Éternité de l’âme et évolution de la Conscience

L’âme (Ba) est représentée par un oiseau… au jour du décès, elle quitte le corps. Ba, l’âme s’envole
Nous entrons clairement dans cette métaphysique égyptienne, dont Ies textes, Ies hiéroglyphes et les tableaux demeurent, sans altération, les témoins d’une tradition immuable. D’abord, l’âme n’est pas seulement immortelle, elle a la vie éternelle : ce qui n’a pas de fin ne peut avoir un commencement. L’âme se réincarne en vies successives, doctrine assez répandue depuis l’antiquité (Druides, Grecs), et “vos actes vous suivent”, dit le Livre des Morts, car on n’échappe pas à la conséquence de ses actes (karma).

La grande promesse d’une autre vie
« Lève-toi vers la vie, car vois-tu, tu n’es pas mort ! »
« Je recommence à vivre après que je fûts mort ; je ressuscite après la mort.»
« Je vis. Pour moi, plus de souffrance ! A moi la joie ! » (Textes des sarcophages I 44, V 438 et V 467)

Le Temple égyptien enseigne que tout vient de l’Un-inconnaissable et que tous les états de l’être ne sont que la manifestation de cet Un. Donc, chaque élément retourne à sa source. La fin est aussi un commencement : les cycles s’interposent et la vie continue, comme l’alternance du sommeil et de la veille, du jour et de la nuit. Aucun destin n’est fatal : « Me voici l’Âme du Grand Corps ». Se savoir sauvé, admis pour un nouveau destin, c’est pour l’égyptien saisir l’alternance des deux états successifs que revêt la vie humaine : si ton corps se renouvelle chaque jour, ton âme aussi doit se renouveler éternellement.
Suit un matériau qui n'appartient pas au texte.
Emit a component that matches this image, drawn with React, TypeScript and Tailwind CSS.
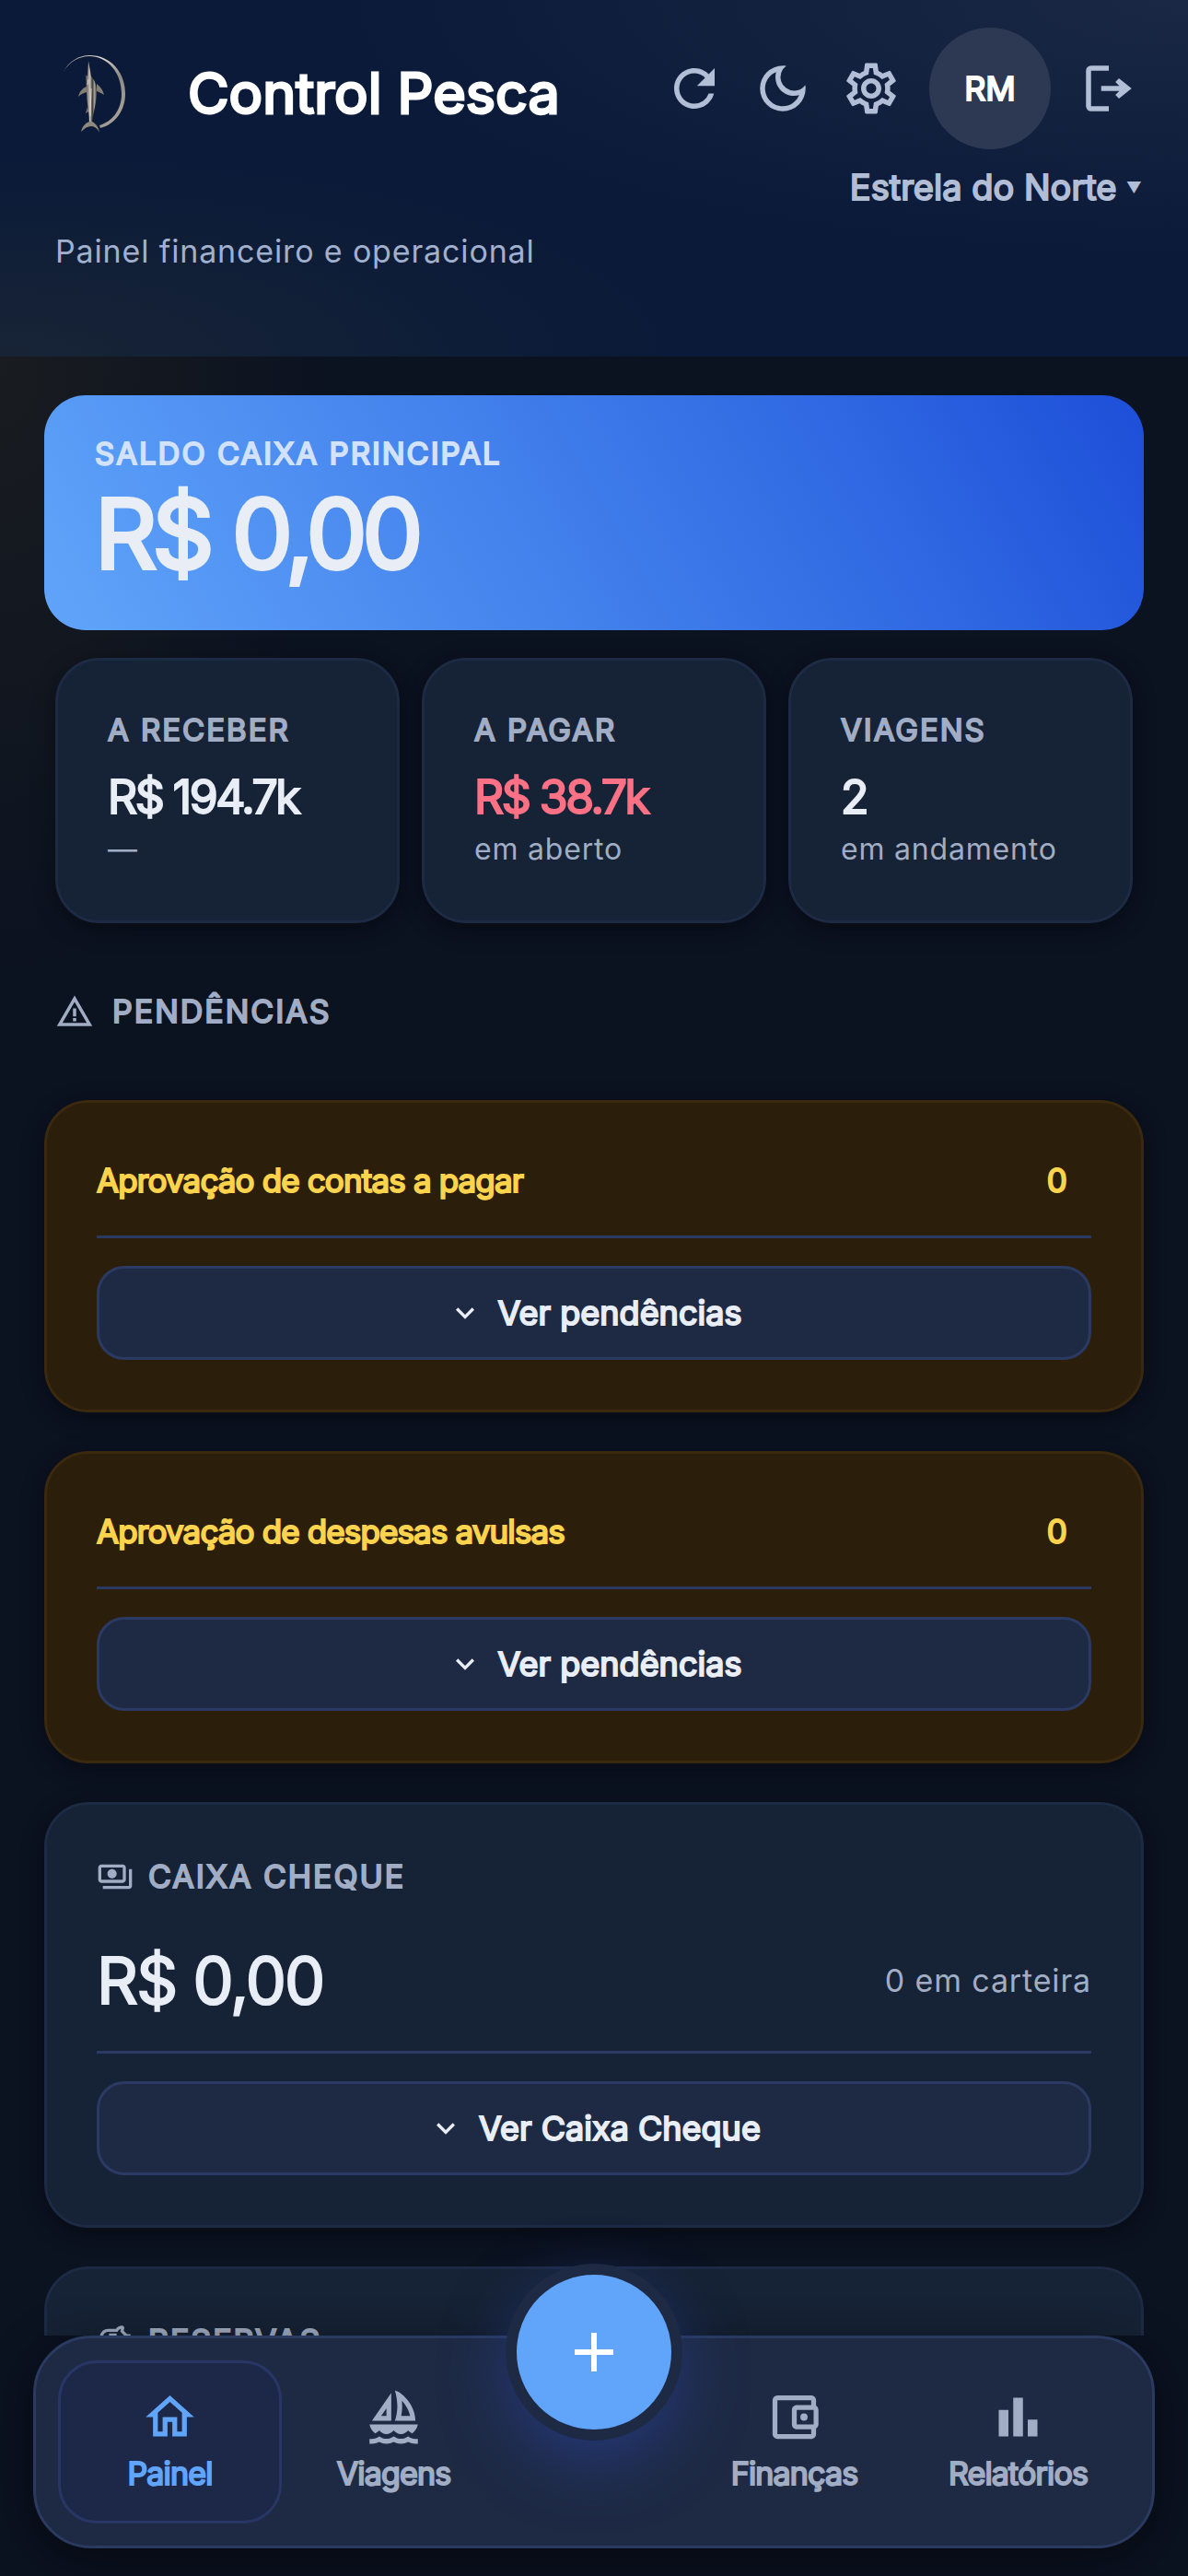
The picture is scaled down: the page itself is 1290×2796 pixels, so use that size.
import type { ReactNode } from 'react'
import {
  MdAdd,
  MdBarChart,
  MdExpandMore,
  MdOutlineAccountBalanceWallet,
  MdOutlineDarkMode,
  MdOutlineHome,
  MdOutlinePayments,
  MdOutlineSailing,
  MdOutlineSavings,
  MdOutlineSettings,
  MdRefresh,
  MdWarningAmber
} from 'react-icons/md'

const STATS = [
  { label: 'A receber', value: 'R$ 194.7k', note: '—', color: 'text-[#e9eef6]' },
  { label: 'A pagar', value: 'R$ 38.7k', note: 'em aberto', color: 'text-[#fb7185]' },
  { label: 'Viagens', value: '2', note: 'em andamento', color: 'text-[#e9eef6]' }
]

const PENDING = [
  { title: 'Aprovação de contas a pagar', count: 0 },
  { title: 'Aprovação de despesas avulsas', count: 0 }
]

export default function App() {
  return (
    <div className="flex h-screen flex-col overflow-hidden bg-[#0b1220] bg-[radial-gradient(ellipse_at_0%_14%,#191c20_0%,#0b1220_20%)] font-['Inter',sans-serif] text-[#e9eef6]">
      <Header />

      <main className="min-h-0 flex-1 overflow-hidden px-12 pt-[42px]">
        <section className="flex h-[255px] flex-col rounded-[45px] bg-[linear-gradient(60deg,#60a5fa,#2f68e2_74%,#1d4ed8)] px-[55px] pt-[42px]">
          <h2 className="text-[33px] leading-[42px] tracking-[2px] text-[#d3e2fb] uppercase [-webkit-text-stroke:2px]">
            Saldo caixa principal
          </h2>
          <p className="text-[105px] leading-[132px] tracking-tighter [-webkit-text-stroke:4px]">R$ 0,00</p>
        </section>

        <section className="mt-[30px] grid grid-cols-3 gap-6 px-3">
          {STATS.map(s => (
            <div
              key={s.label}
              className="h-[288px] rounded-[48px] border-3 border-[#1d2a44] bg-[#162235] px-[54px] pt-[54px] shadow-[0_6px_24px_rgba(0,0,0,0.4)]"
            >
              <h3 className="text-[33px] leading-[42px] tracking-[2px] text-[#a1adc4] uppercase [-webkit-text-stroke:2px]">
                {s.label}
              </h3>
              <p className={`mt-4 text-[50px] leading-[72px] tracking-tighter [-webkit-text-stroke:2px] ${s.color}`}>
                {s.value}
              </p>
              <p className="text-[32px] leading-[42px] tracking-wide whitespace-nowrap text-[#a1adc4]">
                {s.note}
              </p>
            </div>
          ))}
        </section>

        <h2 className="mt-[72px] flex items-center gap-5 px-3 text-[34px] leading-[48px] tracking-[2px] text-[#a1adc4] uppercase">
          <MdWarningAmber size={42} />
          <span className="[-webkit-text-stroke:2px]">Pendências</span>
        </h2>

        <div className="mt-[72px] flex flex-col gap-[42px]">
          {PENDING.map(p => (
            <section
              key={p.title}
              className="rounded-[48px] border-3 border-[#3b290f] bg-[#2b1e0b] p-[54px] shadow-[0_6px_24px_rgba(0,0,0,0.4)]"
            >
              <div className="flex h-[90px] items-start justify-between pt-[6px] pr-[27px] text-[35px] leading-[48px] tracking-tight text-[#fcd34d] [-webkit-text-stroke:2px]">
                <h3>{p.title}</h3>
                <span>{p.count}</span>
              </div>
              <Expand>Ver pendências</Expand>
            </section>
          ))}

          <section className="rounded-[48px] border-3 border-[#1d2a44] bg-[#162235] p-[54px] shadow-[0_6px_24px_rgba(0,0,0,0.4)]">
            <CardTitle icon={<MdOutlinePayments size={40} />}>Caixa cheque</CardTitle>
            <div className="flex h-[165px] items-center justify-between pt-3">
              <p className="text-[70px] leading-[90px] tracking-tight [-webkit-text-stroke:2px]">R$ 0,00</p>
              <p className="text-[34px] leading-[42px] tracking-wide text-[#a1adc4]">0 em carteira</p>
            </div>
            <Expand>Ver Caixa Cheque</Expand>
          </section>

          <section className="h-[400px] rounded-[48px] border-3 border-[#1d2a44] bg-[#162235] p-[54px]">
            <CardTitle icon={<MdOutlineSavings size={40} />}>Reservas</CardTitle>
          </section>
        </div>
      </main>

      <BottomNav />
    </div>
  )
}

function Header() {
  return (
    <header className="h-[387px] shrink-0 bg-[#0a1a38] bg-[radial-gradient(ellipse_at_100%_0%,#1a2845_0%,#0a1a3800_50%),radial-gradient(ellipse_at_0%_100%,#182436_0%,#0a1a3800_40%)] px-[60px] pt-[30px]">
      <div className="flex items-start justify-between">
        <div className="flex h-36 items-center gap-[60px]">
          <MarlinLogo />
          <h1 className="text-[61px] whitespace-nowrap text-white [-webkit-text-stroke:3px]">
            Control Pesca
          </h1>
        </div>

        <div className="-mr-[22px] flex flex-col items-end">
          <div className="flex items-center text-[#b2bdd6]">
            <IconButton label="Atualizar"><MdRefresh size={66} /></IconButton>
            <IconButton label="Tema escuro"><MdOutlineDarkMode size={66} /></IconButton>
            <IconButton label="Configurações"><MdOutlineSettings size={66} /></IconButton>
            <button
              aria-label="Perfil"
              className="mx-[15px] h-[132px] w-[132px] rounded-full bg-[#2d3952] text-[36px] text-white [-webkit-text-stroke:2px]"
            >
              RM
            </button>
            <IconButton label="Sair"><LogoutIcon /></IconButton>
          </div>
          <label className="mt-[17px] mr-[14px] flex items-center gap-3 text-[38px] leading-[48px] text-[#b2bdd6] [-webkit-text-stroke:2px]">
            <select aria-label="Embarcação" className="appearance-none bg-transparent">
              <option>Estrela do Norte</option>
            </select>
            <span aria-hidden="true" className="text-[13px]">▼</span>
          </label>
        </div>
      </div>
      <p className="mt-[25px] text-[34px] leading-[42px] tracking-wide text-[#a1b0cd]">
        Painel financeiro e operacional
      </p>
    </header>
  )
}

function IconButton({ label, children }: { label: string; children: ReactNode }) {
  return (
    <button aria-label={label} className="flex h-24 w-24 items-center justify-center">
      {children}
    </button>
  )
}

function CardTitle({ icon, children }: { icon: ReactNode; children: ReactNode }) {
  return (
    <h2 className="flex items-center gap-4 text-[34px] leading-[48px] tracking-[2px] text-[#a1adc4] uppercase">
      {icon}
      <span className="[-webkit-text-stroke:2px]">{children}</span>
    </h2>
  )
}

function Expand({ children }: { children: ReactNode }) {
  return (
    <div className="border-t-3 border-[#2b3a63] pt-[30px]">
      <button className="flex h-[102px] w-full items-center justify-center gap-4 rounded-[30px] border-3 border-[#2b3a63] bg-[#1e2a44] text-[36px] text-[#e9eef6]">
        <MdExpandMore size={40} />
        <span className="[-webkit-text-stroke:2px]">{children}</span>
      </button>
    </div>
  )
}

function BottomNav() {
  return (
    <nav className="relative mx-9 mb-[30px] flex h-[231px] shrink-0 rounded-[63px] border-3 border-[#2a3a60] bg-[#1e2a44] px-6 py-6 shadow-[0_12px_48px_rgba(0,0,0,0.5)]">
      <NavItem icon={<MdOutlineHome size={63} />} active>Painel</NavItem>
      <NavItem icon={<MdOutlineSailing size={63} />}>Viagens</NavItem>
      <button
        aria-label="Adicionar"
        className="-mt-[105px] flex h-48 w-48 shrink-0 items-center justify-center rounded-full border-12 border-[#1e2a44] bg-[#60a5fa] text-white shadow-[0_24px_66px_rgba(40,64,150,0.6)]"
      >
        <MdAdd size={72} />
      </button>
      <NavItem icon={<MdOutlineAccountBalanceWallet size={63} />}>Finanças</NavItem>
      <NavItem icon={<MdBarChart size={63} />}>Relatórios</NavItem>
    </nav>
  )
}

function NavItem({ icon, active, children }: { icon: ReactNode; active?: boolean; children: ReactNode }) {
  return (
    <a
      href="#"
      className={`flex min-w-0 flex-1 flex-col items-center rounded-[42px] border-3 pt-[27px] text-[34px] leading-[60px] tracking-tight ${
        active ? 'border-[#283666] bg-[#1d2849] text-[#60a5fa]' : 'border-transparent text-[#a1adc4]'
      }`}
    >
      {icon}
      <span className="[-webkit-text-stroke:2px]">{children}</span>
    </a>
  )
}

function LogoutIcon() {
  return (
    <svg width="66" height="66" viewBox="0 0 24 24" fill="currentColor">
      <path d="M16 16l-1.4-1.45 1.55-1.55H9v-2h7.15L14.6 9.45 16 8l5 4zM5 21q-.825 0-1.412-.587T3 19V5q0-.825.588-1.412T5 3h7v2H5v14h7v2z" />
    </svg>
  )
}

function MarlinLogo() {
  return (
    <svg width="84" height="120" viewBox="10 2 84 120">
      <defs>
        <linearGradient id="ring" x1="0" y1="0" x2="1" y2="1">
          <stop offset="0" stopColor="#8a8480" />
          <stop offset="0.3" stopColor="#e4dfda" />
          <stop offset="0.6" stopColor="#8f8984" />
          <stop offset="1" stopColor="#b2aba2" />
        </linearGradient>
        <linearGradient id="body" x1="0" y1="0" x2="1" y2="0">
          <stop offset="0" stopColor="#55504b" />
          <stop offset="0.4" stopColor="#c9c4bd" />
          <stop offset="0.6" stopColor="#3b3733" />
          <stop offset="0.8" stopColor="#a8a199" />
          <stop offset="1" stopColor="#4a4540" />
        </linearGradient>
      </defs>
      <path d="M18 39C25 26 36 20 47 20c23 0 39 18 39 42 0 18-11 33-27 37l-1-3c14-4 24-17 24-34 0-23-15-41-35-41-11 0-22 6-29 18z" fill="url(#ring)" />
      <path d="M46 26l3 17c4 4 6 10 6 17 0 12-4 22-5 33h-3c0-11-3-22-3-33l-1-19 2 2z" fill="url(#body)" />
      <path d="M44 54c-5 2-8 6-9 11 3-3 6-4 9-5zM55 51c4 3 7 7 8 12-3-2-5-3-8-4zM45 76l-2 7 3-2z" fill="#847d75" />
      <path d="M47 92c-5 2-8 6-9 11 4-4 7-6 11-6 4 0 7 3 9 7-1-6-4-10-8-12z" fill="#8f887f" />
      <path d="M46 46l-1 6M49 56l-1 30" stroke="#d9d4cd" strokeWidth="1" />
    </svg>
  )
}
Bibliographie: Guilmot, Max, Le Message spirituel de l’Égypte ancienne, Édition du Rocher, Monaco

Notes. Osiris, étant mort, selon la légende, il est devenu le dieu-défunt qui règne dans l’Au-delà. Il est omniprésent dans l’iconographie, cela montre bien l’importance de la mort chez les égyptiens. La légende d’Abel et de Caïn a été inspirée par l’histoire des deux frères ennemis, Osiris et Seth. Car dans cette histoire, Seth est Satan, terrible comme le vent brûlant du désert, et Osiris est un bon dieu, le premier roi d’Égypte, sans doute.